体重計や体組成計を長年手がけてきたタニタが、創業家3代目の谷田千里社長(たにだ・せんり、48)のもと、「タニタ食堂」や「タニタカフェ」など多分野へと事業を拡大している。従来の枠組みに捉われない経営を訊いた。
──このインタビューシリーズではまず、平成元年(1989年)当時の仕事を伺います。
谷田:平成元年の頃は高校生でした。次男だったこともあり、家業を継ぐ意識はありませんでしたね。
子供の頃から、私が創業家の人間だからと特別扱いする大人もいました。しかし、小学校からミッション系の立教に通って「人間に上も下もない」という道徳観が身についていたせいか、そういう態度がすごく嫌で。

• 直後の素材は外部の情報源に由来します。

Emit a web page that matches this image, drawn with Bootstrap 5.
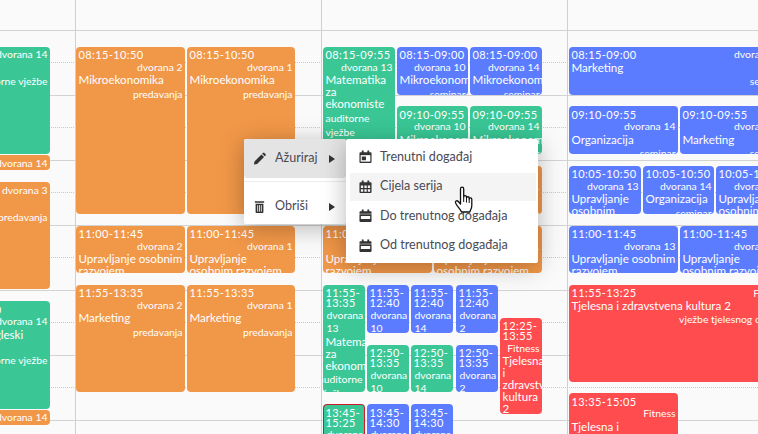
<!DOCTYPE html>
<html lang="en">
<head>
<meta charset="UTF-8">
<title>Kalendar</title>
<link href="https://cdn.jsdelivr.net/npm/bootstrap@5.3.0/dist/css/bootstrap.min.css" rel="stylesheet">
<style>
  html, body { height: 100%; overflow: hidden; }
  body { background: #fafafa; font-family: Lato, "Noto Sans", sans-serif; color: #3f4254; }
  .cal-canvas { position: relative; width: 758px; height: 434px; overflow: hidden; }
  .hour-line { position: absolute; left: 0; right: 0; height: 0; border-top: 1px solid #d3d3d3; }
  .half-line { position: absolute; left: 0; right: 0; height: 0; border-top: 1px dotted #c8c8c8; }
  .day-line { position: absolute; top: 0; bottom: 0; width: 1px; background: #cfcfcf; }
  .cal-ev { position: absolute; border-radius: 4px; color: #fff; overflow: hidden; padding: 3.3px 2.5px 0; font-size: 10.4px; }
  .ev-head { display: flex; flex-wrap: wrap; align-items: flex-start; column-gap: 10px; row-gap: 2.4px; }
  .t-time { font-size: 11px; letter-spacing: .4px; line-height: 10px; }
  .t-room { line-height: 13.3px; margin-top: -1.7px; margin-left: auto; padding-left: 1px; }
  .t-name { font-size: 11.6px; line-height: 12px; }
  .t-type { display: flex; justify-content: flex-end; line-height: 14px; margin-top: .5px; }
  .ev-o { background: #f19748; }
  .ev-g { background: #3ac795; }
  .ev-b { background: #5b7cff; }
  .ev-r { background: #ff4c4f; }
  .ev-sel { outline: 1px solid #d3182c; outline-offset: -1px; }
  .ctx-menu { position: absolute; top: 139px; background: #fff; border-radius: 2px; box-shadow: 0 4px 24px rgba(0,0,0,.28); font-size: 12.6px; }
  .ctx-main { left: 244px; width: 102px; height: 85px; }
  .ctx-sub { left: 346px; width: 192px; height: 124px; padding-top: 4px; }
  .ctx-row { height: 39px; color: #4a4a55; padding: 0 9px; }
  .ctx-row.on { background: #e4e4e4; border-radius: 3px; }
  .ctx-sep { border-top: 1px solid #ececec; margin: 3px 0 5px; }
  .ctx-caret { width: 0; height: 0; border-left: 6px solid #333; border-top: 4px solid transparent; border-bottom: 4px solid transparent; margin-left: auto; margin-right: 2px; }
  .sub-row { height: 28px; margin: 0 2px 1.5px 4px; padding-left: 9px; color: #4a4a55; }
  .sub-row.on { background: #f4f4f4; }
  .ctx-ico { width: 13px; height: 14px; flex: none; margin-right: 8px; }
  .ctx-row .ctx-ico { margin-right: 9px; }
  .ptr { position: absolute; left: 454px; top: 186px; width: 21px; height: 28px; }
</style>
</head>
<body>
<div class="cal-canvas" id="cal">
  <div class="ctx-menu ctx-main">
    <div class="ctx-row on d-flex align-items-center">
      <svg class="ctx-ico" viewBox="0 0 14 14"><path fill="#333" d="M1 13l.6-3.400 7.500-7.500 2.800 2.800-7.500 7.500zM9.900 1.300l.9-.9c.4-.3.9-.3 1.200 0l1.600 1.600c.3.3.3.8 0 1.200l-.9.9z"/></svg>
      <span>Ažuriraj</span><i class="ctx-caret"></i>
    </div>
    <div class="ctx-sep"></div>
    <div class="ctx-row d-flex align-items-center">
      <svg class="ctx-ico" viewBox="0 0 14 14"><path fill="#333" d="M2 .8h10v1.600H2zM2.800 3.400h8.400v9.200c0 .5-.4.9-.9.9H3.700c-.5 0-.9-.4-.9-.9z"/><path stroke="#fff" stroke-width=".9" d="M5 5v7M7 5v7M9 5v7"/></svg>
      <span>Obriši</span><i class="ctx-caret"></i>
    </div>
  </div>
  <div class="ctx-menu ctx-sub">
    <div class="sub-row d-flex align-items-center">
      <svg class="ctx-ico" viewBox="0 0 14 14"><path fill="#333" d="M3 0h2v2h4V0h2v2h1.500c.6 0 1 .4 1 1v9.500c0 .6-.4 1-1 1h-11c-.6 0-1-.4-1-1V3c0-.6.4-1 1-1H3z"/><path fill="#fff" d="M1.800 5h10.400v7H1.800z"/><path fill="#333" d="M3 6.500h4.500v4H3z"/></svg>
      <span>Trenutni događaj</span>
    </div>
    <div class="sub-row on d-flex align-items-center">
      <svg class="ctx-ico" viewBox="0 0 14 14"><path fill="#333" d="M3 0h2v2h4V0h2v2h1.500c.6 0 1 .4 1 1v9.500c0 .6-.4 1-1 1h-11c-.6 0-1-.4-1-1V3c0-.6.4-1 1-1H3z"/><path fill="#f4f4f4" d="M2 5.500h2.500v2.500H2zM5.800 5.500h2.500v2.500H5.800zM9.500 5.500H12v2.500H9.500zM2 9.300h2.500v2.700H2zM5.800 9.300h2.500v2.700H5.800zM9.500 9.300H12v2.700H9.500z"/></svg>
      <span>Cijela serija</span>
    </div>
    <div class="sub-row d-flex align-items-center">
      <svg class="ctx-ico" viewBox="0 0 14 14"><path fill="#333" d="M3 0h2v2h4V0h2v2h1.500c.6 0 1 .4 1 1v9.500c0 .6-.4 1-1 1h-11c-.6 0-1-.4-1-1V3c0-.6.4-1 1-1H3z"/><path fill="#fff" d="M0 4.500h14v.7H0zM2 7h10v3.200H2z"/></svg>
      <span>Do trenutnog događaja</span>
    </div>
    <div class="sub-row d-flex align-items-center">
      <svg class="ctx-ico" viewBox="0 0 14 14"><path fill="#333" d="M3 0h2v2h4V0h2v2h1.500c.6 0 1 .4 1 1v9.500c0 .6-.4 1-1 1h-11c-.6 0-1-.4-1-1V3c0-.6.4-1 1-1H3z"/><path fill="#fff" d="M0 4.500h14v.7H0zM2 7h10v3.200H2z"/></svg>
      <span>Od trenutnog događaja</span>
    </div>
  </div>
  <svg class="ptr" viewBox="0 0 21 28"><path fill="#fff" stroke="#111" stroke-width="1.300" stroke-linejoin="round" d="M6.500 3c0-2.400 3.200-2.400 3.200 0v8c0-1.800 2.800-1.800 2.800 0v1c0-1.700 2.700-1.700 2.700 0v1c0-1.500 2.600-1.500 2.600.2v6.300c0 3-1.200 4-2 6.500H7.500C6.500 23 4 21.500 1.800 17.500c-1.200-2.300 1-3.500 2.500-2l2.200 2.500z"/><path stroke="#111" d="M9.700 11v5M12.500 12v4.500M15.200 13v4"/></svg>
</div>
<script>
  // 65px per hour, 08:00 sits just under the first hour line
  const cal = document.getElementById("cal");
  const menu = cal.firstElementChild;
  function y(t) { const p = t.split(":"); return 30.5 + (p[0] * 60 + +p[1] - 480) * 65 / 60; }
  function addLine(cls, top) {
    const d = document.createElement("div");
    d.className = cls;
    d.style.top = top + "px";
    cal.insertBefore(d, menu);
  }
  for (let i = 0; i < 7; i++) {
    addLine("hour-line", 30 + i * 65);
    addLine("half-line", 62 + i * 65);
  }
  [75, 321, 567].forEach(function (x) {
    const d = document.createElement("div");
    d.className = "day-line";
    d.style.left = x + "px";
    cal.insertBefore(d, menu);
  });

  const pred = "predavanja", sem = "seminar", aud = "auditorne vježbe";
  const ekon = "Matematika za ekonomiste", upr = "Upravljanje osobnim razvojem", mik = "Mikroekonomika", tz = "Tjelesna i zdravstvena kultura 2";
  // [colour, left, right, from, to, room, name, type]
  const events = [
    ["g", -122, 50, "08:15", "09:55", "dvorana 14", "Statistika", aud],
    ["o", -122, 50, "09:55", "10:10", "dvorana 14", "", ""],
    ["o", -122, 50, "10:20", "12:00", "dvorana 3", "Marketing", pred],
    ["g", -66, 50, "12:10", "13:50", "dvorana 14", "Poslovni engleski<br>jezik", aud],
    ["o", -122, 50, "13:50", "14:05", "dvorana 14", "", ""],

    ["o", 76, 185, "08:15", "10:50", "dvorana 2", mik, pred],
    ["o", 187, 295, "08:15", "10:50", "dvorana 1", mik, pred],
    ["o", 76, 185, "11:00", "11:45", "dvorana 2", upr, pred],
    ["o", 187, 295, "11:00", "11:45", "dvorana 1", upr, pred],
    ["o", 76, 185, "11:55", "13:35", "dvorana 2", "Marketing", pred],
    ["o", 187, 295, "11:55", "13:35", "dvorana 1", "Marketing", pred],

    ["g", 323, 395, "08:15", "09:55", "dvorana 13", ekon, aud],
    ["b", 397, 468, "08:15", "09:00", "dvorana 10", mik, sem],
    ["b", 470, 542, "08:15", "09:00", "dvorana 14", mik, sem],
    ["g", 397, 468, "09:10", "09:55", "dvorana 10", mik, sem],
    ["g", 470, 542, "09:10", "09:55", "dvorana 14", mik, sem],
    ["o", 323, 432, "10:05", "10:50", "dvorana 2", mik, pred],
    ["o", 434, 542, "10:05", "10:50", "dvorana 1", mik, pred],
    ["o", 323, 432, "11:00", "11:45", "dvorana 2", upr, pred],
    ["o", 434, 542, "11:00", "11:45", "dvorana 1", upr, pred],
    ["g", 323, 365, "11:55", "13:35", "dvorana 13", ekon, aud],
    ["b", 367, 409, "11:55", "12:40", "dvorana 10", mik, sem],
    ["b", 411, 453, "11:55", "12:40", "dvorana 14", mik, sem],
    ["b", 456, 498, "11:55", "12:40", "dvorana 2", mik, sem],
    ["g", 367, 409, "12:50", "13:35", "dvorana 10", mik, sem],
    ["g", 411, 453, "12:50", "13:35", "dvorana 14", mik, sem],
    ["b", 456, 498, "12:50", "13:35", "dvorana 2", mik, sem],
    ["r", 500, 542, "12:25", "13:55", "Fitness", tz, ""],
    ["g sel", 323, 365, "13:45", "15:25", "dvorana 13", ekon, aud],
    ["b", 367, 409, "13:45", "14:30", "dvorana 10", mik, sem],
    ["b", 411, 453, "13:45", "14:30", "dvorana 14", mik, sem],

    ["b", 569, 788, "08:15", "09:00", "dvorana 10", "Marketing", sem],
    ["b", 569, 678, "09:10", "09:55", "dvorana 14", "Organizacija", sem],
    ["b", 680, 788, "09:10", "09:55", "dvorana 10", "Marketing", sem],
    ["b", 569, 641, "10:05", "10:50", "dvorana 13", "Upravljanje osobnim", sem],
    ["b", 643, 714, "10:05", "10:50", "dvorana 14", "Organizacija", sem],
    ["b", 716, 788, "10:05", "10:50", "dvorana 10", "Upravljanje osobnim", sem],
    ["b", 569, 678, "11:00", "11:45", "dvorana 13", upr, sem],
    ["b", 680, 788, "11:00", "11:45", "dvorana 10", upr, sem],
    ["r", 569, 788, "11:55", "13:25", "Fitness", tz, "vježbe tjelesnog odgoja"],
    ["r", 569, 678, "13:35", "15:05", "Fitness", tz, ""]
  ];

  events.forEach(function (e) {
    const d = document.createElement("div");
    const cls = e[0].split(" ");
    d.className = "cal-ev ev-" + cls[0] + (cls[1] ? " ev-sel" : "");
    d.style.left = e[1] + "px";
    d.style.width = (e[2] - e[1]) + "px";
    d.style.top = y(e[3]) + "px";
    d.style.height = (y(e[4]) - y(e[3]) - 1) + "px";
    d.innerHTML = "<div class='ev-head'><div class='t-time'>" + e[3] + "-" + e[4] + "</div>" +
      "<div class='t-room'>" + e[5] + "</div></div>" +
      "<div class='t-name'>" + e[6] + "</div>" +
      "<div class='t-type'><div>" + e[7] + "</div></div>";
    cal.insertBefore(d, menu);
  });
</script>
<script src="https://cdn.jsdelivr.net/npm/bootstrap@5.3.0/dist/js/bootstrap.bundle.min.js"></script>
</body>
</html>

「オレが食わせてやってるのだから言うことを聞け」と父親から威圧的に言われるのにもウンザリしていて、何か別の仕事を、と考えていましたね。
──「別の仕事」とは?
谷田:忙しい母の家事をよく手伝っていて、料理は得意でした。それもあって、「高校を出たら調理師学校へ行って資格を取れば家から出られる」と考えました。ところが調理師学校を卒業した矢先、椎間板ヘルニアを患ってしまった。医者から「立ち仕事に就いたら必ず再発する」と警告され、泣く泣く料理人を諦めたのです。
次に目指したのが栄養士でした。佐賀短期大学(現・西九州大学)で家庭科の教員免許と栄養士の資格を取り、さらに佐賀大学に編入しました。
──その後、船井総研に入社してコンサルティングビジネスに携わった。
谷田:3年ほど在籍しました。本音を言えば、もっと腰を据えて自分の専門領域で著作を1冊出したかったですね。船井総研では、それが“一人前の証”でしたから。
でも、父親から「戻ってきてくれないか」と懇願されて、2001年にタニタに入社しました。配属は経営戦略室。時にはリストラの決断を促すこともあり、つらい仕事でしたね。
その後、タニタの米国法人へ出向することになりました。2003年に渡米して語学研修を行ない、2004~2008年まで計5年、米国で勤務しました。最後の1年は本社の取締役も兼務したので、月に1週間は東京に滞在し、残りの3週間は米国で過ごす日々でした。海外のビジネス現場を肌で感じられた貴重な経験でした。